The Moroccan parliamentary opposition criticized the performance of the government, led by the Islamic Justice and Development Party (PJD), describing it as “disappointing and far from the aspirations of the citizens in the economic, social and human rights fields,” after two and a half years of its five-year mandate.
Two days ago, heads of parliamentary blocs delivered speeches stating that the government did not meet their expectations in terms of developing a business environment, bringing in foreign and domestic investments, creating more job opportunities for young people and improving the living standards of the middle and the poor classes. These classes have borne the burden of the economic crisis associated with the aftermath of the Arab Spring and the global financial crisis [of 2007-09]. It's worth mentioning that growth in Morocco dropped from 4.8% in recent years to only 2.3% during the second quarter of 2014, while the debt doubled to reach around 80% of GDP. Therefore, repaying the deficit in the state accounts became partially dependent on foreign debts.
Some interventions confirmed that the government tried to reform the economic situation and social funds by raising the prices of basic goods and services, ensuring the rights of workers and wage-earners, taking out foreign debts to fill the budget deficit and abiding by the recommendations of the international financial institutions. According to these institutions, supporting the economy is linked to lifting subsidies on prices, which led about 3 million people into poverty and increased the number of vulnerable people to about 30% of the total population.
The government is expected to raise prices of water and electricity early next month to about 50 billion dirhams ($6 billion) worth of investments required by the National Office for Electricity and Drinking Water between 2014 and 2017. Observers expect the decision to stir a strong reaction among the poor, who are most affected by the price rise, which previously affected the middle and upper classes.
MPs said the government exaggerated the figures and indicators for political reasons, as revealed by national statistical institutions.
The latter believes that the forecasted growth figures are exaggerated. Moreover, according to the Central Bank of Morocco the expected growth rate will range between 2.6% and 3% by the end of 2014. This is at a time when Morocco needs a growth rate higher than 5% to counter youth unemployment, which rose to an alarming rate and now accounts for more than 20% of the active category. The national unemployment rate is estimated at 10.2% compared to 9.4% at the end of 2013.
On another note, the opposition accused the government of distorting information and misleading public opinion by providing incorrect data in a political attempt to hide its failure to manage the economic and social issues. This was the heaviest criticism suffered by the Cabinet of Moroccan Prime Minister Abdelilah Benkirane, since its formation in the end of 2011 in the midst of a constitutional amendment in Morocco.
Hakim Benchimach, head of the Authenticity and Modernity Party, said, “The government is unable to solve economic and social problems and difficulties but justifies its failure by accusing others of obstructing its work.”

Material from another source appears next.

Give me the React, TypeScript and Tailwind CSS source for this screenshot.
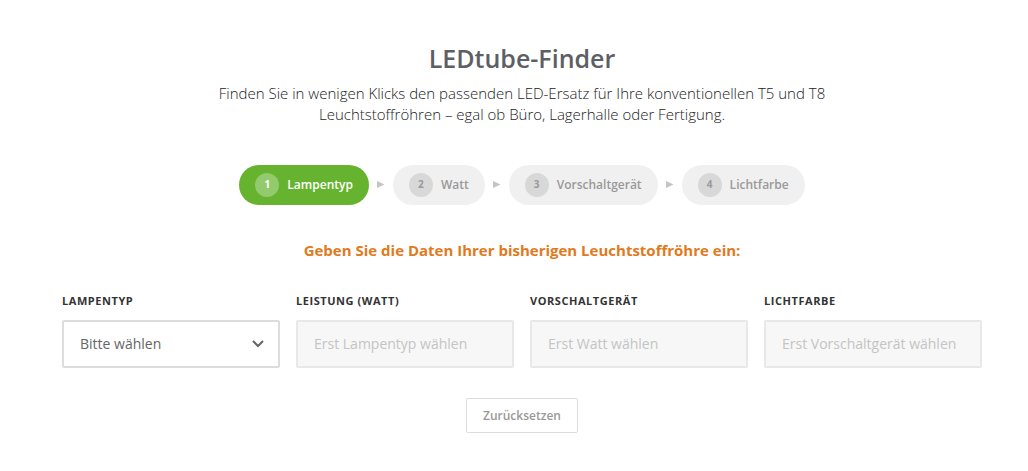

The parliamentary majority also commended the performance of the Benkirane Cabinet, which has just completed half of its mandate, and stated that [the government] tackled sensitive matters and sectors that no previous government dared tackle. This was in reference to the reduction of price subsidies by cutting the expenses of the compensation fund and reviewing the status of the retirement fund. Both suffer a shortage of resources in light of an increase in expenses and they declared a war on corruption and the rentier economy.
According to analysts, the growing criticism of the government is because the middle and the poor bear the cost of the social-economic reform, estimated at tens of billions of dirhams, and the future generations bear the burden of reimbursing internal and external debts, in light of the failure to achieve the economic objectives set three years ago during the Arab Spring wave. These objectives included registering a 7% growth rate, reducing the unemployment rate to 8% and eliminating poverty and vulnerability by transferring part of the financial surplus to the most vulnerable groups in society.
The failure to achieve these objectives may be one of the direct causes for the growing opposition against the government, in addition to the diminishing effect of the Arab Spring, the declining influence of the Muslim Brotherhood in more than one Arab country and the reservation by some European capitals about the Islamic economic choices of the Arab Spring countries.